Tuesday, June 8, 2010

trashtown

this afternoon i climbed to the top of a mountain of garbage, overlooking an urban slum in Malabon, where children played on top of the trash.

this evening i ate dinner at a shiny, glitzy mall, in the fanciest pizza hut I've ever seen in my life, with a bill that - while rather modest - could have fed dinner to dozens of kids in Malabon.  I have been thinking about money a lot lately, in case you can't tell.


visiting a slum - or a squatter community - or, to use the proper term, an informal settlement - was a pretty unexpected experience.  Unexpected because... well, I should probably wait a little longer to process everything i saw and smelled today, but whatever, I'll just write off the cuff here.  It was way more enjoyable than I'd expected.

that might sound terrible, I don't know, but when I think of communities of the urban poor in the global south, I think of the pictures on the pamphlets that ask you for money - malnourished children and dreadfully diseased families.  and i think of crime and violence and general misery.

and the community we visited today - well, let me start by saying that I don't mean to say it was rosy.  it certainly didn't smell like roses.  it was literally built on top of trash - an old pond filled with garbage until it was solid enough to construct ramshackle houses on - and it smelled like it.  and looked like it.  and as an informal settlement it has huge, huge problems.  regular flooding.  regular fires.  contaminated water supply.  flimsy, tiny houses.  hygiene issues. unmanaged human waste.  high incidence of preventable childhood diseases like diarrhea and dengue.  unemployment, of course, and poverty, and hunger, and uneducated children.

and see, doesn't that sound terrible?  i mean, it is.  it is terrible.  but if you read that catalog of challenges, you might picture a perfectly miserable community full of the ill, dying, dreary, depressed, starving and generally agonized.  i mean, that's what i pictured.
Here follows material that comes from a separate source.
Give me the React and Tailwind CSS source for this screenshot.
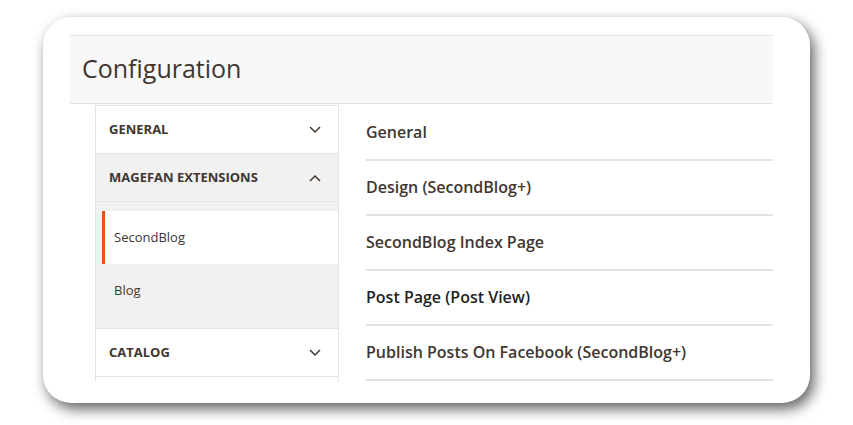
import React from "react";

const sections = [
  "General",
  "Design (SecondBlog+)",
  "SecondBlog Index Page",
  "Post Page (Post View)",
  "Publish Posts On Facebook (SecondBlog+)",
];

function Chevron({ up }) {
  return (
    <svg width="12" height="8" viewBox="0 0 12 8" className="mr-[5px]">
      <polyline
        points={up ? "1,7 6,2 11,7" : "1,1 6,6 11,1"}
        fill="none"
        stroke="#41362f"
        strokeWidth="1.5"
      />
    </svg>
  );
}

function NavHead({ label, open, gray }) {
  return (
    <div
      className={`flex h-[48px] items-center justify-between border-b border-[#e3e3e3] pl-[13px] pr-[12px] ${
        gray ? "bg-[#f1f1f1]" : "bg-white"
      }`}
    >
      <span className="text-[13px] font-bold uppercase text-[#41362f]">{label}</span>
      <Chevron up={open} />
    </div>
  );
}

export default function App() {
  return (
    <div
      className="h-[425px] w-[853px] overflow-hidden bg-white pl-[43px] pt-[17px]"
      style={{ fontFamily: '"Open Sans", "Liberation Sans", sans-serif' }}
    >
      <div className="h-[386px] w-[767px] rounded-[28px] bg-white pl-[27px] pr-[37px] pt-[18px] shadow-[4px_6px_14px_rgba(0,0,0,0.62)]">
        <div className="h-[347px] overflow-hidden">
          <div className="flex h-[69px] items-center border-y border-[#e3e3e3] bg-[#f8f8f8] pl-[12px]">
            <h1 className="pb-[2px] text-[25px] font-normal text-[#41362f]">Configuration</h1>
          </div>

          <div className="flex">
            <div className="ml-[25px] mt-px w-[244px] border-x border-t border-[#e3e3e3]">
              <NavHead label="General" />
              <NavHead label="Magefan Extensions" open gray />
              <div className="bg-[#f1f1f1] pb-[11px] pt-[9px]">
                <div className="ml-[6px] flex h-[53px] items-center border-l-[3px] border-[#eb5202] bg-white pl-[9px]">
                  <span className="text-[13px] text-[#41362f]">SecondBlog</span>
                </div>
                <div className="flex h-[53px] items-center pl-[18px]">
                  <span className="text-[13px] text-[#41362f]">Blog</span>
                </div>
              </div>
              <div className="border-t border-[#e3e3e3]">
                <NavHead label="Catalog" />
              </div>
              <div className="h-[20px] bg-white" />
            </div>

            <div className="ml-[27px] mt-[2px] w-[407px]">
              {sections.map((s) => (
                <div
                  key={s}
                  className="flex h-[55px] items-center border-b-2 border-[#e3e3e3] pb-[2px]"
                >
                  <span
                    className={`text-[16px] font-semibold ${
                      s.startsWith("Post Page") ? "text-[#1f1f1f]" : "text-[#41362f]"
                    }`}
                  >
                    {s}
                  </span>
                </div>
              ))}
            </div>
          </div>
        </div>
      </div>
    </div>
  );
}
and instead, i found... people.  what an inane observation, but there ya go.  People - playing games, sleeping, doing each others' hair, cooking food, washing their children or their laundry, working, building houses, repairing houses, watching TV, watching youtube videos, laughing at the crazy foreigner.  children playing hopscotch (i forget the tagalog word) and, as soon as they saw me and my camera, chasing me down to mug for a picture and practice their english.  "What's your name?" "what's your name?"  "What's your name?"  "Hello!"  "Thank you!" "What your house?"  "What your age?"  "What your favorite animal?"  K said, "it's because you're so white," and then he laughed, and said, "so, SO white!"  and B, as American as me but far more Filipino, asked what it was like to be so obviously a foreigner.  I shrugged, and said for the fiftieth time, "Camila.  What's yours?"  And the children laughed, and their parents smiled, and I smiled back, and another kid asked, "What's your name?"

I guess the stupid, obvious lesson i learned today is that desperately poor communities are, in fact, still communities.  And not necessarily miserable ones, for all their problems.  Thursday K is taking me and B to another community that once was much like the Malabon settlement and now enjoys greater stability and healthier living conditions - so i bet my next obvious lesson will be that the problems can get better.  Get excited for more incisive observations like "people are people."

Anyway, I really am not trying to discredit or diminish the suffering caused by inadequate and unhealthy living conditions.  But i am trying to express - well, let me put it this way.  I thought I was going to have an expression of pained sympathy engraved on my face after spending two hours touring a slum community built on a dump and full of impoverished families.  And instead my face hurt from smiling so much.  and that surprised me.